Presiden Jokowi menerbitkan Keputusan Presiden (Keppres) Nomor 11 Tahun 2021 tentang Satuan Tugas Percepatan Investasi. Bahlil ditunjuk sebagai Ketua Satuan Tugas (Satgas) untuk memastikan realisasi investasi dan menyelesaikan masalah perizinan, serta menelusuri izin pertambangan dan perkebunan yang tak produktif.
Pada 2022, Presiden Jokowi kembali meneken Keppres Nomor 1 Tahun 2022 tentang Satgas Penataan Lahan dan Penataan Investasi. Melalui Keppres ini, Bahlil diberi kuasa untuk mencabut izin tambang, hak guna usaha, dan konsesi kawasan hutan, serta dimungkinkan untuk memberikan kemudahan kepada organisasi kemasyarakatan, koperasi, dan lain-lain untuk mendapatkan lahan/konsesi.
Puncaknya, pada Oktober 2023, Presiden Jokowi mengeluarkan Peraturan Presiden Nomor 70 Tahun 2023 tentang Pengalokasian Lahan bagi Penataan Investasi. Melalui regulasi ini, Bahlil diberikan wewenang untuk mencabut izin tambang, perkebunan, dan konsesi kawasan hutan, serta bisa memberikan izin pemanfaatan lahan untuk ormas, koperasi, dan lain-lain.

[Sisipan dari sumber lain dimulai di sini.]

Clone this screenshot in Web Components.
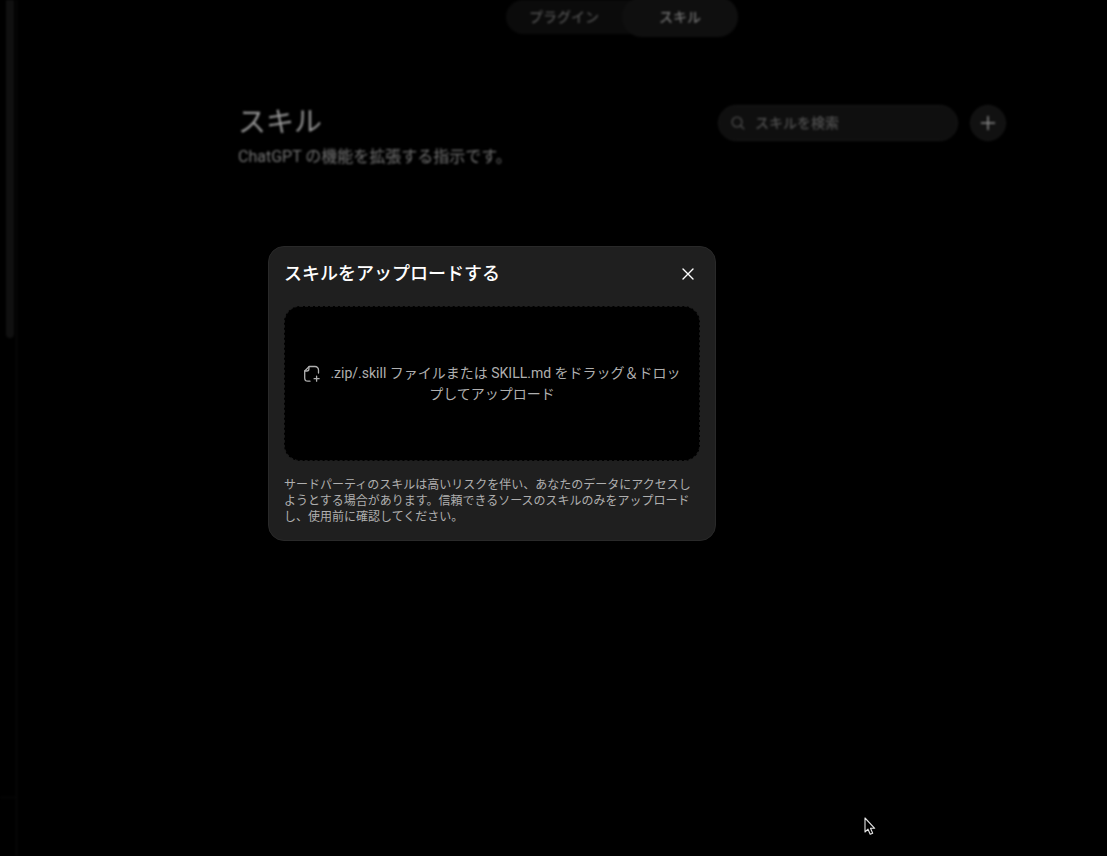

Menurut dia, proses pencabutan izin tambang yang dilakukan Bahlil diduga tebang pilih dan transaksional. Itu berujung pada menguntungkan diri sendiri, kelompok, atau badan usaha lain. ”Ribuan izin yang dicabut menteri Bahlil kemarin, lalu kemudian ada dugaan Bahlil mematok fee atau tarif terhadap perusahaan yang ingin izinnya dipulihkan,” kata Melky.
Oleh karena itu, Melky mendesak KPK untuk menindaklanjuti temuan Jatam. Alhasil, publik memahami cara kerja Bahlil yang bisa dengan mudah mencabut ribuan izin tambang, termasuk keuntungan apa saja yang diperoleh Bahlil beserta kroninya. Selain itu, publik bisa mengetahui peran Presiden Jokowi yang memberikan legitimasi hukum kepada Bahlil sehingga bisa mencabut ribuan izin tambang.
Kepala Divisi Hukum Jatam M Jamil menambahkan, dokumen yang disampaikan Jatam ke KPK terkait aliran dana kampanye dari Bahlil dan jejaring usahanya. Adapun delik aduan atas dugaan tindak pidana korupsi yang dilakukan Bahlil adalah gratifikasi, suap, dan pemerasan.
Kompas sudah meminta tanggapan kepada Bahlil terkait laporan Jatam ke KPK. Namun, Bahlil tidak merespons.